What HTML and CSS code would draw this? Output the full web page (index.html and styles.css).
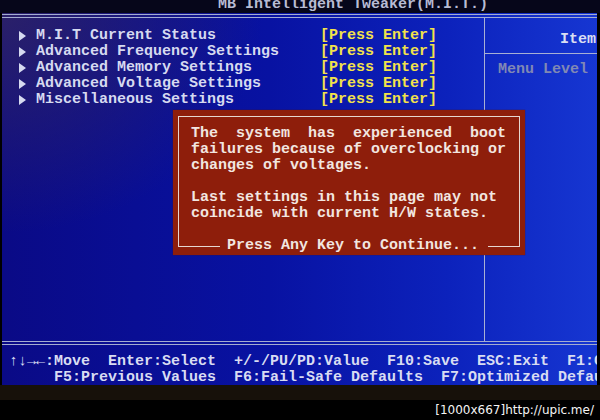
FILE: index.html
```html
<!DOCTYPE html>
<html>
<head>
<meta charset="utf-8">
<link rel="stylesheet" href="styles.css">
</head>
<body>
<div class="photo">
  <div class="titlebar"><span class="title">MB Intelligent Tweaker(M.I.T.)</span></div>
  <div class="panel">
    <div class="rule"></div>
    <div class="body">
      <div class="left">
        <ul class="menu">
          <li class="item"><svg class="tri" width="7" height="10" viewBox="0 0 7 10"><polygon points="0,0 7,5 0,10"/></svg><span class="label">M.I.T Current Status</span><span class="value">[Press Enter]</span></li>
          <li class="item"><svg class="tri" width="7" height="10" viewBox="0 0 7 10"><polygon points="0,0 7,5 0,10"/></svg><span class="label">Advanced Frequency Settings</span><span class="value">[Press Enter]</span></li>
          <li class="item"><svg class="tri" width="7" height="10" viewBox="0 0 7 10"><polygon points="0,0 7,5 0,10"/></svg><span class="label">Advanced Memory Settings</span><span class="value">[Press Enter]</span></li>
          <li class="item"><svg class="tri" width="7" height="10" viewBox="0 0 7 10"><polygon points="0,0 7,5 0,10"/></svg><span class="label">Advanced Voltage Settings</span><span class="value">[Press Enter]</span></li>
          <li class="item"><svg class="tri" width="7" height="10" viewBox="0 0 7 10"><polygon points="0,0 7,5 0,10"/></svg><span class="label">Miscellaneous Settings</span><span class="value">[Press Enter]</span></li>
        </ul>
      </div>
      <div class="right">
        <div class="help-head">Item Help</div>
        <div class="help-body">Menu Level</div>
      </div>
      <div class="dialog">
        <div class="frame">
<pre class="msg">The  system  has  experienced  boot
failures because of overclocking or
changes of voltages.

Last settings in this page may not
coincide with current H/W states.</pre>
        </div>
        <div class="foot"><span class="line line-l"></span><span class="prompt">Press Any Key to Continue...</span><span class="line line-r"></span></div>
      </div>
    </div>
    <div class="rule"></div>
    <div class="status">
<pre class="row">↑↓→←:Move  Enter:Select  +/-/PU/PD:Value  F10:Save  ESC:Exit  F1:General Help</pre>
<pre class="row">     F5:Previous Values  F6:Fail-Safe Defaults  F7:Optimized Defaults</pre>
    </div>
  </div>
  <div class="band"></div>
  <div class="watermark">[1000x667]http://upic.me/</div>
</div>
</body>
</html>
```
FILE: styles.css
```css
html, body {
  margin: 0;
  padding: 0;
  background: #000;
}
.photo {
  width: 600px;
  height: 420px;
  overflow: hidden;
  background: #000;
  font-family: "Liberation Mono", "DejaVu Sans Mono", monospace;
  font-weight: bold;
  font-size: 15px;
  color: #d6daf0;
}
.titlebar {
  height: 13px;
  background: #06061a;
  line-height: 9px;
  overflow: hidden;
  padding-left: 218px;
  color: #b8bcd4;
  white-space: pre;
}
.panel {
  margin: 0 3px 0 2px;
  height: 372px;
  background:
    radial-gradient(ellipse 260px 220px at 0 0, rgba(48, 36, 100, 0.85), rgba(48, 36, 100, 0) 100%),
    linear-gradient(90deg, #0a0a86 0%, #0812a2 45%, #0c22bc 75%, #1636d2 100%);
  overflow: hidden;
}
.rule {
  margin-top: 1px;
  height: 2px;
  border-top: 1px solid #a4acd0;
  border-bottom: 1px solid #a4acd0;
}
.body + .rule {
  margin-top: 0;
}
.body {
  position: relative;
  display: flex;
  height: 323px;
}
.left {
  width: 482px;
  flex: none;
}
.menu {
  list-style: none;
  margin: 0;
  padding: 10px 0 0 17px;
}
.item {
  display: grid;
  grid-template-columns: 17px 284px auto;
  align-items: center;
  height: 16px;
  line-height: 16px;
  white-space: pre;
}
.tri {
  fill: #d6daf0;
}
.value {
  color: #f2e24a;
}
.right {
  flex: 1;
  border-left: 1px solid #a8b0d4;
  overflow: hidden;
}
.help-head {
  height: 36px;
  box-sizing: border-box;
  padding: 14px 0 0 75px;
  line-height: 16px;
  border-bottom: 1px solid #a8b0d4;
  color: #dadef2;
  white-space: pre;
}
.help-body {
  padding: 8px 0 0 13px;
  line-height: 16px;
  color: #8088b4;
  white-space: pre;
}
.dialog {
  position: absolute;
  left: 171px;
  top: 92px;
  width: 352px;
  height: 145px;
  box-sizing: border-box;
  padding: 6px 5px 0 5px;
  background: #8e1e0b;
  color: #f2e6e0;
  box-shadow: 0 0 1px #5a1006;
}
.frame {
  height: 130px;
  box-sizing: border-box;
  border: 1px solid #e6d6d0;
  border-bottom: 0;
  padding: 9px 0 0 12px;
}
.msg {
  margin: 0;
  font: inherit;
  line-height: 16px;
  white-space: pre;
}
.foot {
  display: flex;
  align-items: center;
  height: 16px;
  margin-top: -8px;
  line-height: 16px;
}
.line {
  border-top: 1px solid #e6d6d0;
  height: 0;
}
.line-l {
  width: 42px;
}
.line-r {
  flex: 1;
}
.prompt {
  margin: 0 9px 0 7px;
  white-space: pre;
}
.status {
  padding-top: 9px;
}
.row {
  margin: 0;
  padding-left: 7px;
  font: inherit;
  line-height: 16px;
  white-space: pre;
  color: #d8dcf2;
}
.band {
  height: 15px;
  background: #17110a;
}
.watermark {
  height: 20px;
  line-height: 20px;
  text-align: right;
  padding-right: 6px;
  font-family: "DejaVu Sans", "Liberation Sans", sans-serif;
  font-weight: normal;
  font-size: 12px;
  color: #f4f4f4;
}
```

◆ AIM:
Give back every line exactly as it stands, pictures excluded.

◆ FULL RESPONSE:
What HTML and CSS code would draw this? Output the full web page (index.html and styles.css).
FILE: index.html
```html
<!DOCTYPE html>
<html>
<head>
<meta charset="utf-8">
<link rel="stylesheet" href="styles.css">
</head>
<body>
<div class="photo">
  <div class="titlebar"><span class="title">MB Intelligent Tweaker(M.I.T.)</span></div>
  <div class="panel">
    <div class="rule"></div>
    <div class="body">
      <div class="left">
        <ul class="menu">
          <li class="item"><svg class="tri" width="7" height="10" viewBox="0 0 7 10"><polygon points="0,0 7,5 0,10"/></svg><span class="label">M.I.T Current Status</span><span class="value">[Press Enter]</span></li>
          <li class="item"><svg class="tri" width="7" height="10" viewBox="0 0 7 10"><polygon points="0,0 7,5 0,10"/></svg><span class="label">Advanced Frequency Settings</span><span class="value">[Press Enter]</span></li>
          <li class="item"><svg class="tri" width="7" height="10" viewBox="0 0 7 10"><polygon points="0,0 7,5 0,10"/></svg><span class="label">Advanced Memory Settings</span><span class="value">[Press Enter]</span></li>
          <li class="item"><svg class="tri" width="7" height="10" viewBox="0 0 7 10"><polygon points="0,0 7,5 0,10"/></svg><span class="label">Advanced Voltage Settings</span><span class="value">[Press Enter]</span></li>
          <li class="item"><svg class="tri" width="7" height="10" viewBox="0 0 7 10"><polygon points="0,0 7,5 0,10"/></svg><span class="label">Miscellaneous Settings</span><span class="value">[Press Enter]</span></li>
        </ul>
      </div>
      <div class="right">
        <div class="help-head">Item Help</div>
        <div class="help-body">Menu Level</div>
      </div>
      <div class="dialog">
        <div class="frame">
<pre class="msg">The  system  has  experienced  boot
failures because of overclocking or
changes of voltages.

Last settings in this page may not
coincide with current H/W states.</pre>
        </div>
        <div class="foot"><span class="line line-l"></span><span class="prompt">Press Any Key to Continue...</span><span class="line line-r"></span></div>
      </div>
    </div>
    <div class="rule"></div>
    <div class="status">
<pre class="row">↑↓→←:Move  Enter:Select  +/-/PU/PD:Value  F10:Save  ESC:Exit  F1:General Help</pre>
<pre class="row">     F5:Previous Values  F6:Fail-Safe Defaults  F7:Optimized Defaults</pre>
    </div>
  </div>
  <div class="band"></div>
  <div class="watermark">[1000x667]http://upic.me/</div>
</div>
</body>
</html>
```
FILE: styles.css
```css
html, body {
  margin: 0;
  padding: 0;
  background: #000;
}
.photo {
  width: 600px;
  height: 420px;
  overflow: hidden;
  background: #000;
  font-family: "Liberation Mono", "DejaVu Sans Mono", monospace;
  font-weight: bold;
  font-size: 15px;
  color: #d6daf0;
}
.titlebar {
  height: 13px;
  background: #06061a;
  line-height: 9px;
  overflow: hidden;
  padding-left: 218px;
  color: #b8bcd4;
  white-space: pre;
}
.panel {
  margin: 0 3px 0 2px;
  height: 372px;
  background:
    radial-gradient(ellipse 260px 220px at 0 0, rgba(48, 36, 100, 0.85), rgba(48, 36, 100, 0) 100%),
    linear-gradient(90deg, #0a0a86 0%, #0812a2 45%, #0c22bc 75%, #1636d2 100%);
  overflow: hidden;
}
.rule {
  margin-top: 1px;
  height: 2px;
  border-top: 1px solid #a4acd0;
  border-bottom: 1px solid #a4acd0;
}
.body + .rule {
  margin-top: 0;
}
.body {
  position: relative;
  display: flex;
  height: 323px;
}
.left {
  width: 482px;
  flex: none;
}
.menu {
  list-style: none;
  margin: 0;
  padding: 10px 0 0 17px;
}
.item {
  display: grid;
  grid-template-columns: 17px 284px auto;
  align-items: center;
  height: 16px;
  line-height: 16px;
  white-space: pre;
}
.tri {
  fill: #d6daf0;
}
.value {
  color: #f2e24a;
}
.right {
  flex: 1;
  border-left: 1px solid #a8b0d4;
  overflow: hidden;
}
.help-head {
  height: 36px;
  box-sizing: border-box;
  padding: 14px 0 0 75px;
  line-height: 16px;
  border-bottom: 1px solid #a8b0d4;
  color: #dadef2;
  white-space: pre;
}
.help-body {
  padding: 8px 0 0 13px;
  line-height: 16px;
  color: #8088b4;
  white-space: pre;
}
.dialog {
  position: absolute;
  left: 171px;
  top: 92px;
  width: 352px;
  height: 145px;
  box-sizing: border-box;
  padding: 6px 5px 0 5px;
  background: #8e1e0b;
  color: #f2e6e0;
  box-shadow: 0 0 1px #5a1006;
}
.frame {
  height: 130px;
  box-sizing: border-box;
  border: 1px solid #e6d6d0;
  border-bottom: 0;
  padding: 9px 0 0 12px;
}
.msg {
  margin: 0;
  font: inherit;
  line-height: 16px;
  white-space: pre;
}
.foot {
  display: flex;
  align-items: center;
  height: 16px;
  margin-top: -8px;
  line-height: 16px;
}
.line {
  border-top: 1px solid #e6d6d0;
  height: 0;
}
.line-l {
  width: 42px;
}
.line-r {
  flex: 1;
}
.prompt {
  margin: 0 9px 0 7px;
  white-space: pre;
}
.status {
  padding-top: 9px;
}
.row {
  margin: 0;
  padding-left: 7px;
  font: inherit;
  line-height: 16px;
  white-space: pre;
  color: #d8dcf2;
}
.band {
  height: 15px;
  background: #17110a;
}
.watermark {
  height: 20px;
  line-height: 20px;
  text-align: right;
  padding-right: 6px;
  font-family: "DejaVu Sans", "Liberation Sans", sans-serif;
  font-weight: normal;
  font-size: 12px;
  color: #f4f4f4;
}
```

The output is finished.